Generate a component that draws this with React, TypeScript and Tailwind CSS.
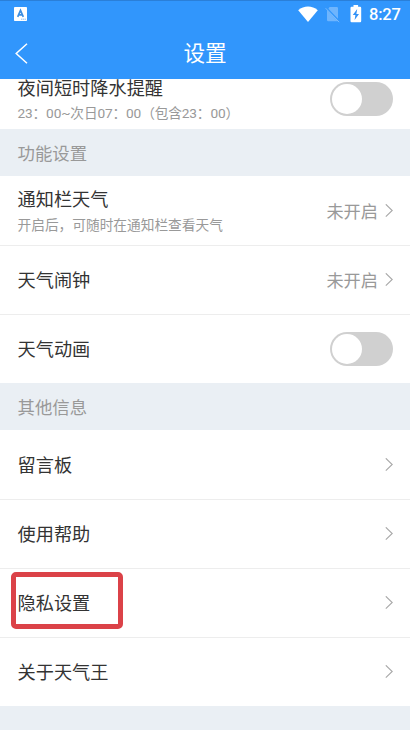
import { clsx } from 'clsx'
import type { ReactNode } from 'react'

function StatusBar() {
  return (
    <div className="flex h-7 items-center justify-between border-t border-[#2a7fd8] pl-3.5 pr-2 text-white">
      <svg className="mb-px" width="13" height="14" viewBox="0 0 13 14">
        <rect width="13" height="14" rx="0.8" fill="#fff" />
        <path d="M3.7 9.8 6.5 3.4 9.3 9.8M4.7 7.8h3.6" fill="none" stroke="#3f8fe0" strokeWidth="1.7" />
        <path d="M7 12.2h5" stroke="#8fbff0" strokeWidth="1" strokeDasharray="1.5 0.5" />
      </svg>
      <div className="flex items-center pb-[2px]">
        <svg width="20" height="16" viewBox="0 0 20 16">
          <path d="M10 16 .2 4.2C5.8-.8 14.2-.8 19.8 4.2Z" fill="#fff" />
        </svg>
        <svg className="ml-[7px] mt-px" width="15" height="17" viewBox="0 0 15 17">
          <path d="M4.6 1h7.2q1.2 0 1.2 1.2v10.6L3.4 2.8ZM2 4.2l10.8 11H3.2Q2 15.2 2 14Z" fill="#fff" opacity="0.3" />
          <path d="M.6 2.2 14.2 16.2" stroke="#fff" strokeWidth="1" opacity="0.35" />
        </svg>
        <svg className="ml-[10px]" width="12" height="18" viewBox="0 0 12 18">
          <path d="M3.5 0h4.6v1.8h2Q11.2 1.8 11.2 3v13q0 1.2-1.1 1.2H1.6Q.5 17.2.5 16V3q0-1.2 1.1-1.2h1.9Z" fill="#fff" />
          <path d="M7.2 4 2.8 10h2.6l-.8 5 4.4-6H6.4Z" fill="#3192f7" />
        </svg>
        <span className="ml-[7px] w-[33px] whitespace-nowrap pt-[3px] text-[16.5px] font-medium leading-5 tracking-[-0.2px]">8:27</span>
      </div>
    </div>
  )
}

function Toggle() {
  return (
    <div className="flex h-[34px] w-[63px] items-center rounded-full bg-[#d0d0d0] pl-[2px]">
      <div className="h-[30px] w-[30px] rounded-full bg-white" />
    </div>
  )
}

function Chevron() {
  return (
    <svg className="mb-px" width="9" height="14" viewBox="0 0 9 14" fill="none" stroke="#a8a8a8" strokeWidth="1.1">
      <path d="M1.8.3 8.2 6.5 1.8 12.7" />
    </svg>
  )
}

interface RowProps {
  title: string
  sub?: string
  value?: string
  toggle?: boolean
  last?: boolean
  highlight?: boolean
}

function Row({ title, sub, value, toggle, last, highlight }: RowProps) {
  return (
    <div
      className={clsx(
        'relative flex w-full shrink-0 items-center justify-between pl-[17.5px] pr-[17px]',
        last ? 'h-[68px]' : 'h-[69px] border-b border-[#ededed]',
      )}
    >
      <div className="pt-[2px]">
        <div className="text-[18.2px] leading-[26px] text-[#333]">{title}</div>
        {sub && <div className="text-[13.7px] leading-6 text-[#999]">{sub}</div>}
      </div>
      {toggle ? (
        <Toggle />
      ) : (
        <div className="flex items-center gap-[6px]">
          {value && <span className="pt-[2px] text-[17.2px] leading-6 text-[#999]">{value}</span>}
          <Chevron />
        </div>
      )}
      {highlight && (
        <div className="absolute left-[11px] top-[3px] h-[57px] w-[112px] rounded-[5px] border-[5px] border-[#db4248]" />
      )}
    </div>
  )
}

function SectionTitle({ children }: { children: ReactNode }) {
  return (
    <div className="flex h-[47px] shrink-0 items-center bg-[#eaeff4] pl-[17.5px] pt-1 text-[17.4px] text-[#999]">
      {children}
    </div>
  )
}

export default function App() {
  return (
    <div className="flex h-[730px] w-[410px] flex-col overflow-hidden bg-white font-[Roboto,'Noto_Sans_CJK_SC',sans-serif]">
      <header className="h-[79px] shrink-0 bg-[#3196fc]">
        <StatusBar />
        <div className="grid h-[51px] grid-cols-3 items-center pb-px">
          <svg className="ml-[15px]" width="13" height="21" viewBox="0 0 13 21" fill="none" stroke="#fff" strokeWidth="1.5">
            <path d="M12 .7 1.2 10.5 12 20.3" />
          </svg>
          <h1 className="pt-[2px] text-center text-[21.6px] leading-8 text-white">设置</h1>
        </div>
      </header>

      {/* sits tight under the header, the list is scrolled */}
      <div className="flex h-[50px] shrink-0 items-start justify-between pl-[17.5px] pr-[17px]">
        <div>
          <div className="text-[18.2px] leading-5 text-[#333]">夜间短时降水提醒</div>
          <div className="mt-[2px] text-[13.7px] leading-6 tracking-[-0.15px] text-[#999]">
            23：00~次日07：00（包含23：00）
          </div>
        </div>
        <div className="pt-[3px]">
          <Toggle />
        </div>
      </div>

      <SectionTitle>功能设置</SectionTitle>
      <div className="pt-px">
        <Row title="通知栏天气" sub="开启后，可随时在通知栏查看天气" value="未开启" />
        <Row title="天气闹钟" value="未开启" />
        <Row title="天气动画" toggle last />
      </div>

      <SectionTitle>其他信息</SectionTitle>
      <div className="pt-px">
        <Row title="留言板" />
        <Row title="使用帮助" />
        <Row title="隐私设置" highlight />
        <Row title="关于天气王" last />
      </div>
      <div className="flex-1 bg-[#eaeff4]" />
    </div>
  )
}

————

Brief: Transcribe the listing above verbatim. Omit the pictures.

Reply:
Generate a component that draws this with React, TypeScript and Tailwind CSS.
import { clsx } from 'clsx'
import type { ReactNode } from 'react'

function StatusBar() {
  return (
    <div className="flex h-7 items-center justify-between border-t border-[#2a7fd8] pl-3.5 pr-2 text-white">
      <svg className="mb-px" width="13" height="14" viewBox="0 0 13 14">
        <rect width="13" height="14" rx="0.8" fill="#fff" />
        <path d="M3.7 9.8 6.5 3.4 9.3 9.8M4.7 7.8h3.6" fill="none" stroke="#3f8fe0" strokeWidth="1.7" />
        <path d="M7 12.2h5" stroke="#8fbff0" strokeWidth="1" strokeDasharray="1.5 0.5" />
      </svg>
      <div className="flex items-center pb-[2px]">
        <svg width="20" height="16" viewBox="0 0 20 16">
          <path d="M10 16 .2 4.2C5.8-.8 14.2-.8 19.8 4.2Z" fill="#fff" />
        </svg>
        <svg className="ml-[7px] mt-px" width="15" height="17" viewBox="0 0 15 17">
          <path d="M4.6 1h7.2q1.2 0 1.2 1.2v10.6L3.4 2.8ZM2 4.2l10.8 11H3.2Q2 15.2 2 14Z" fill="#fff" opacity="0.3" />
          <path d="M.6 2.2 14.2 16.2" stroke="#fff" strokeWidth="1" opacity="0.35" />
        </svg>
        <svg className="ml-[10px]" width="12" height="18" viewBox="0 0 12 18">
          <path d="M3.5 0h4.6v1.8h2Q11.2 1.8 11.2 3v13q0 1.2-1.1 1.2H1.6Q.5 17.2.5 16V3q0-1.2 1.1-1.2h1.9Z" fill="#fff" />
          <path d="M7.2 4 2.8 10h2.6l-.8 5 4.4-6H6.4Z" fill="#3192f7" />
        </svg>
        <span className="ml-[7px] w-[33px] whitespace-nowrap pt-[3px] text-[16.5px] font-medium leading-5 tracking-[-0.2px]">8:27</span>
      </div>
    </div>
  )
}

function Toggle() {
  return (
    <div className="flex h-[34px] w-[63px] items-center rounded-full bg-[#d0d0d0] pl-[2px]">
      <div className="h-[30px] w-[30px] rounded-full bg-white" />
    </div>
  )
}

function Chevron() {
  return (
    <svg className="mb-px" width="9" height="14" viewBox="0 0 9 14" fill="none" stroke="#a8a8a8" strokeWidth="1.1">
      <path d="M1.8.3 8.2 6.5 1.8 12.7" />
    </svg>
  )
}

interface RowProps {
  title: string
  sub?: string
  value?: string
  toggle?: boolean
  last?: boolean
  highlight?: boolean
}

function Row({ title, sub, value, toggle, last, highlight }: RowProps) {
  return (
    <div
      className={clsx(
        'relative flex w-full shrink-0 items-center justify-between pl-[17.5px] pr-[17px]',
        last ? 'h-[68px]' : 'h-[69px] border-b border-[#ededed]',
      )}
    >
      <div className="pt-[2px]">
        <div className="text-[18.2px] leading-[26px] text-[#333]">{title}</div>
        {sub && <div className="text-[13.7px] leading-6 text-[#999]">{sub}</div>}
      </div>
      {toggle ? (
        <Toggle />
      ) : (
        <div className="flex items-center gap-[6px]">
          {value && <span className="pt-[2px] text-[17.2px] leading-6 text-[#999]">{value}</span>}
          <Chevron />
        </div>
      )}
      {highlight && (
        <div className="absolute left-[11px] top-[3px] h-[57px] w-[112px] rounded-[5px] border-[5px] border-[#db4248]" />
      )}
    </div>
  )
}

function SectionTitle({ children }: { children: ReactNode }) {
  return (
    <div className="flex h-[47px] shrink-0 items-center bg-[#eaeff4] pl-[17.5px] pt-1 text-[17.4px] text-[#999]">
      {children}
    </div>
  )
}

export default function App() {
  return (
    <div className="flex h-[730px] w-[410px] flex-col overflow-hidden bg-white font-[Roboto,'Noto_Sans_CJK_SC',sans-serif]">
      <header className="h-[79px] shrink-0 bg-[#3196fc]">
        <StatusBar />
        <div className="grid h-[51px] grid-cols-3 items-center pb-px">
          <svg className="ml-[15px]" width="13" height="21" viewBox="0 0 13 21" fill="none" stroke="#fff" strokeWidth="1.5">
            <path d="M12 .7 1.2 10.5 12 20.3" />
          </svg>
          <h1 className="pt-[2px] text-center text-[21.6px] leading-8 text-white">设置</h1>
        </div>
      </header>

      {/* sits tight under the header, the list is scrolled */}
      <div className="flex h-[50px] shrink-0 items-start justify-between pl-[17.5px] pr-[17px]">
        <div>
          <div className="text-[18.2px] leading-5 text-[#333]">夜间短时降水提醒</div>
          <div className="mt-[2px] text-[13.7px] leading-6 tracking-[-0.15px] text-[#999]">
            23：00~次日07：00（包含23：00）
          </div>
        </div>
        <div className="pt-[3px]">
          <Toggle />
        </div>
      </div>

      <SectionTitle>功能设置</SectionTitle>
      <div className="pt-px">
        <Row title="通知栏天气" sub="开启后，可随时在通知栏查看天气" value="未开启" />
        <Row title="天气闹钟" value="未开启" />
        <Row title="天气动画" toggle last />
      </div>

      <SectionTitle>其他信息</SectionTitle>
      <div className="pt-px">
        <Row title="留言板" />
        <Row title="使用帮助" />
        <Row title="隐私设置" highlight />
        <Row title="关于天气王" last />
      </div>
      <div className="flex-1 bg-[#eaeff4]" />
    </div>
  )
}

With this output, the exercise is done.